1. Evaluate the decision to use “minimum performance standard” (MPS) targets instead of “stretch” targets
HCC has changed from ‘stretch’ performance targets to ‘minimum performance standards’. This was because the stretch targets didn’t work very well. The ‘stretch’ targets are doing a good job in companies that have a great understanding of their markets and that can influence the market. HCC however is too small to do marketing and market research, so it hasn’t enough information about their market. Because of that HCC wasn’t achieving any growth.
The stretch targets didn’t perform well because only a couple of divisions reached their targets and so the company couldn’t grow, as it wanted to. An implication is that the people at corporate haven’t earned any bonuses and that is not increasing their motivation.
A problem with the stretch targets is that they were quite optimistic, what implies that they were really tough to get. The result of this was that there came a culture where it was OK to miss your target. This was further encouraged because when people only reached 60% of their budget, they still got 80% of their bonus. This meant that employees didn’t have to worry about meeting budget.

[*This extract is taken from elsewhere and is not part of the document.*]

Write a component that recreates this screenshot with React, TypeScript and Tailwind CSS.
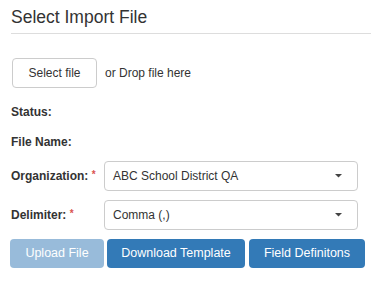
const font = "font-['Liberation_Sans','Helvetica_Neue',Arial,sans-serif]";

function Caret() {
  return (
    <svg width="7" height="4" viewBox="0 0 7 4" className="shrink-0">
      <path d="M0 0 L7 0 L3.5 3.5 Z" fill="#444" />
    </svg>
  );
}

function SelectRow({ label, value }: { label: string; value: string }) {
  return (
    <div className="mt-[9px] flex items-center">
      <div className="w-[93px] text-[12px] font-bold">
        {label} <span className="text-[#d9534f] text-[10px] align-top">*</span>
      </div>
      <div className="flex h-[30px] w-[254px] items-center justify-between rounded-[4px] border border-[#ccc] pl-[8px] pr-[15px] text-[12px]">
        <span>{value}</span>
        <Caret />
      </div>
    </div>
  );
}

export default function App() {
  return (
    <div className={`${font} bg-white text-[#333] w-[371px] h-[281px] pl-[11px]`}>
      <h2 className="border-b border-[#ddd] pt-[5px] pb-[4px] text-[17.5px] leading-[24px]">
        Select Import File
      </h2>

      <div className="mt-[24px] flex items-center pl-[1px]">
        <button className="h-[30px] w-[85px] rounded-[4px] border border-[#ccc] bg-white text-[12px]">
          Select file
        </button>
        <span className="ml-[8px] text-[12px]">or Drop file here</span>
      </div>

      <div className="mt-[14px] text-[12px] font-bold leading-[20px]">Status:</div>
      <div className="mt-[10px] text-[12px] font-bold leading-[20px]">File Name:</div>

      <SelectRow label="Organization:" value="ABC School District QA" />
      <SelectRow label="Delimiter:" value="Comma (,)" />

      <div className="mt-[9px] -ml-[1px] flex gap-[3px] text-[12.5px] text-white">
        <button className="h-[29px] w-[94px] rounded-[4px] bg-[#337ab7] opacity-50">
          Upload File
        </button>
        <button className="h-[29px] w-[138px] rounded-[4px] bg-[#337ab7]">
          Download Template
        </button>
        <button className="h-[29px] w-[116px] rounded-[4px] bg-[#337ab7] ml-[1px]">
          Field Definitons
        </button>
      </div>
    </div>
  );
}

Another problem was that they were too subjective and complex to communicate to the middle managers. As also the communication of the details of the plan were hindered at 2 divisions because managers didn’t want to unveil financial information out of fear that it would be leaked to the competition. This implies that none of the personnel knew their bonus potential and didn’t know on what specific base the bonus was based on.
Lastly, managers weren’t happy about the delay in payments that occurred when they reached their bonus.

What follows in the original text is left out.